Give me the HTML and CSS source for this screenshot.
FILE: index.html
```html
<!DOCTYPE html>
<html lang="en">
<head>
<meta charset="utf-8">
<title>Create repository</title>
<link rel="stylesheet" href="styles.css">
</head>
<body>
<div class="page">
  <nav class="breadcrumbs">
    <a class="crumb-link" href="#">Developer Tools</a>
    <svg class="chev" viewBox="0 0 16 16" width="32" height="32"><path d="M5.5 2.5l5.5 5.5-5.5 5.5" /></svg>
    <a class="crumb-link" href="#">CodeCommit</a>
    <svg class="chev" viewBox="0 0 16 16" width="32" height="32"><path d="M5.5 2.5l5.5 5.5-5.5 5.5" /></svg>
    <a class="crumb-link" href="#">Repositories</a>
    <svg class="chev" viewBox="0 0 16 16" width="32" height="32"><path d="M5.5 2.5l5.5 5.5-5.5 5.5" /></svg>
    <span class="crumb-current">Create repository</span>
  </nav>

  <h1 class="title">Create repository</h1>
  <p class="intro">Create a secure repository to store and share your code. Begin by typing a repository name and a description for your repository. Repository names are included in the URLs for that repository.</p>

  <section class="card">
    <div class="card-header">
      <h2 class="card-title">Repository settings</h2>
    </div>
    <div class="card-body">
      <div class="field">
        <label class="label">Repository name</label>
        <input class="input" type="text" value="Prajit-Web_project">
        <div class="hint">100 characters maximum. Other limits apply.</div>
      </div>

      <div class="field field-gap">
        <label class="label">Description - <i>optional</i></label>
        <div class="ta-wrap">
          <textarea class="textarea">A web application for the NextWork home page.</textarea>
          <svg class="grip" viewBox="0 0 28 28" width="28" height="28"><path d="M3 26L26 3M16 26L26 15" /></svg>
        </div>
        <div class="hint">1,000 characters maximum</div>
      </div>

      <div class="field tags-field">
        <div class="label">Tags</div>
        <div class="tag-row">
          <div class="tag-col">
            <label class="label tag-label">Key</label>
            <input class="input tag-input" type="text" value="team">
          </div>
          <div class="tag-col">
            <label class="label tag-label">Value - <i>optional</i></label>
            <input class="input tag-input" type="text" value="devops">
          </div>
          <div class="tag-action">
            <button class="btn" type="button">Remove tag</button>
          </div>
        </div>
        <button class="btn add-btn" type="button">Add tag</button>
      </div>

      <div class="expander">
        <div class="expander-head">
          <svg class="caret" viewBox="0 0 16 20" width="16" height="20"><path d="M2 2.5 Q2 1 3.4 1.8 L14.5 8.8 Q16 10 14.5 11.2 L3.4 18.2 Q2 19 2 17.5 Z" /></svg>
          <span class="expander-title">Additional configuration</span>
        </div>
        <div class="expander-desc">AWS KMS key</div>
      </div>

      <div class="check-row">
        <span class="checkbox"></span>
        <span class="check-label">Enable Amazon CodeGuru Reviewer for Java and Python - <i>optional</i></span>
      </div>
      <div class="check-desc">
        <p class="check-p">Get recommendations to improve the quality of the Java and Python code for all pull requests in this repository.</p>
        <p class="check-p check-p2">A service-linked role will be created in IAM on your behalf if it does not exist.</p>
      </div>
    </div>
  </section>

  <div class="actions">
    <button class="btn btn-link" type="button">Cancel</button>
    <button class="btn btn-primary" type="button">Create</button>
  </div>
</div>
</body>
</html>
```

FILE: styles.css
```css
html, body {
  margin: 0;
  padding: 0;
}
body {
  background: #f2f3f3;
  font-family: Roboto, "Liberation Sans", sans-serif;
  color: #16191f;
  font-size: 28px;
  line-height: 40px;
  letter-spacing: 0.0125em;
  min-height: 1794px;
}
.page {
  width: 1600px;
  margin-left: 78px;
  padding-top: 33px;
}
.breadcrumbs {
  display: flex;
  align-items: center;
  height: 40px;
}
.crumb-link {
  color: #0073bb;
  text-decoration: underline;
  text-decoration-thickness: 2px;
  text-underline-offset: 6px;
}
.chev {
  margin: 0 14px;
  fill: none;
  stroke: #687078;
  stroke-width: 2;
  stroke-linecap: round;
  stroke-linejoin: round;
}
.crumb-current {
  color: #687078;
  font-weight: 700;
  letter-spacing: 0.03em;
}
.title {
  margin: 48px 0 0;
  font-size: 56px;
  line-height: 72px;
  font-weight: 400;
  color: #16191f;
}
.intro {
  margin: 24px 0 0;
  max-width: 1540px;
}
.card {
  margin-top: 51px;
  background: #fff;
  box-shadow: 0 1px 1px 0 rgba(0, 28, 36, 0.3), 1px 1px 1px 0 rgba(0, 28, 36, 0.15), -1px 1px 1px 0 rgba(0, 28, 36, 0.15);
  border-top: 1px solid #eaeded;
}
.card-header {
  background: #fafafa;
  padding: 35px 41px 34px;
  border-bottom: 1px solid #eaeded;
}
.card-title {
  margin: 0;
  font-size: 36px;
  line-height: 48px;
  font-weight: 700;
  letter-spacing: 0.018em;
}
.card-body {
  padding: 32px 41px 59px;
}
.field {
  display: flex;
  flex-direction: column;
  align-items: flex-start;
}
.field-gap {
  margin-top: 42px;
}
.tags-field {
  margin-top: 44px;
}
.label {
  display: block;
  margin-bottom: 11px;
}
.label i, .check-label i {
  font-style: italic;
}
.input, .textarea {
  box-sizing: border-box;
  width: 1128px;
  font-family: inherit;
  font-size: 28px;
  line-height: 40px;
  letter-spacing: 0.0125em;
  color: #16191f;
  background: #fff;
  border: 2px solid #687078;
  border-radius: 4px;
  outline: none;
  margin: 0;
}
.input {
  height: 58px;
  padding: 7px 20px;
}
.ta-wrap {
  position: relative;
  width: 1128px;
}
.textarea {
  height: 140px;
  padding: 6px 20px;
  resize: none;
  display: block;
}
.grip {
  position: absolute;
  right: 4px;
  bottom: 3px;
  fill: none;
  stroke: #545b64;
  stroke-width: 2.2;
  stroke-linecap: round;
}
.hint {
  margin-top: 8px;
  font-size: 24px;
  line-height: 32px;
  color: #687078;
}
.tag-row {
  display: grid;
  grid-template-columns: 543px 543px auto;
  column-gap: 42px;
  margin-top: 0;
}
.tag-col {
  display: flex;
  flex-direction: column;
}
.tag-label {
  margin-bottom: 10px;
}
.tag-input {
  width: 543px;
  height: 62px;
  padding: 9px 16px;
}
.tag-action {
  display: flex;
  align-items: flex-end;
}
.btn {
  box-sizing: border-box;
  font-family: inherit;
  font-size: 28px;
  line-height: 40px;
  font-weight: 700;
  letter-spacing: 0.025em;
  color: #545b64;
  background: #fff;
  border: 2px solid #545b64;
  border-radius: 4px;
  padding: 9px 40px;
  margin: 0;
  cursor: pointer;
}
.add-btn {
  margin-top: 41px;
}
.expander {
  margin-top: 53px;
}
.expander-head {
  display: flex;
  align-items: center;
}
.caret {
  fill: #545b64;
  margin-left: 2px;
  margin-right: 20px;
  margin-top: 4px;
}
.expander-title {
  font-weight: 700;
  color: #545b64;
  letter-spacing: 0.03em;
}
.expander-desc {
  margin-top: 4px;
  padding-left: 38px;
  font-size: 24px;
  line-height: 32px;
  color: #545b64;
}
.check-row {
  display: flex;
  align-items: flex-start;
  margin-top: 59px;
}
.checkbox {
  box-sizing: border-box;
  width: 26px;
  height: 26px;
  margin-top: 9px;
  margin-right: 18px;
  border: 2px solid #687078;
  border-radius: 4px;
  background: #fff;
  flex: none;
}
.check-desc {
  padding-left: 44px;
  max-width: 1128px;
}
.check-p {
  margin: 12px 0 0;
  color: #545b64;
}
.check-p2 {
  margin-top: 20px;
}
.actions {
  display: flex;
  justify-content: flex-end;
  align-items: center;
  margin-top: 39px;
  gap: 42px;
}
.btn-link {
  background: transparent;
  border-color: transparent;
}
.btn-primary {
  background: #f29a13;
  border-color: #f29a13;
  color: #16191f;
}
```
== == ==
**OBJECTIVE**.
Count up every line above that has the word "this" in it; answer with the number alone.

**TASK RESPONSE**.
2